As predicted, the reforms' failure to reinvigorate French economic growth has led the electorate to look elsewhere for solutions. Unfortunately, because Macron and Ensemble have cannibalized most of France's political center, many French voters are now turning to the extreme parties that Macron opposes.
Macron’s term as president ends in 2027, and although there are Ensemble-linked centrist candidates who will stand, we think there is a clear risk that, with a divided electorate, France’s two-stage presidential election could result in a choice between far-right (Le Pen or Bardella) and far-left (probably Mélenchon) candidates in the second round. Neither of these outcomes would likely be good news for French assets or French relations with the EU.
More generally, we believe France is caught in a long-term political decline, driven by an electorate unwilling to accept the economic pain necessary for meaningful economic and fiscal reforms. As a result, we expect the performance of the French economy to remain mediocre at best, which will likely increase political dissatisfaction and perpetuate a high budget deficit. Meanwhile, the French state is already highly indebted; public debt has risen to around 112% of GDP and we anticipate that it will continue to rise until at least 2027.

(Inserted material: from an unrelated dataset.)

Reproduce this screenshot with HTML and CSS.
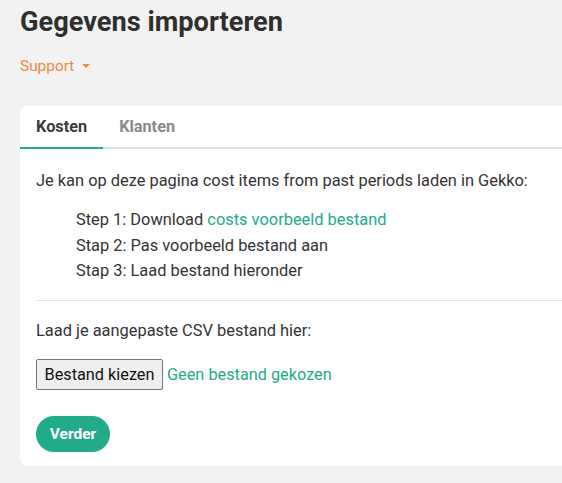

At some point, whether in 2027 or at a later election, the political gridlock is only likely to be resolved by one of the extreme wings (or both sequentially) taking power and implementing their policies. In our view, once these extreme policies are tried, and likely result in crisis, voters will swing back towards mainstream parties. This should then result in broader acceptance of the measures needed for France to succeed within the EU, echoing the experience of Greece, during the 2010s. While we do not believe France will follow Greece by defaulting on its debt, we do see the risk of significant market dysfunction in the years ahead.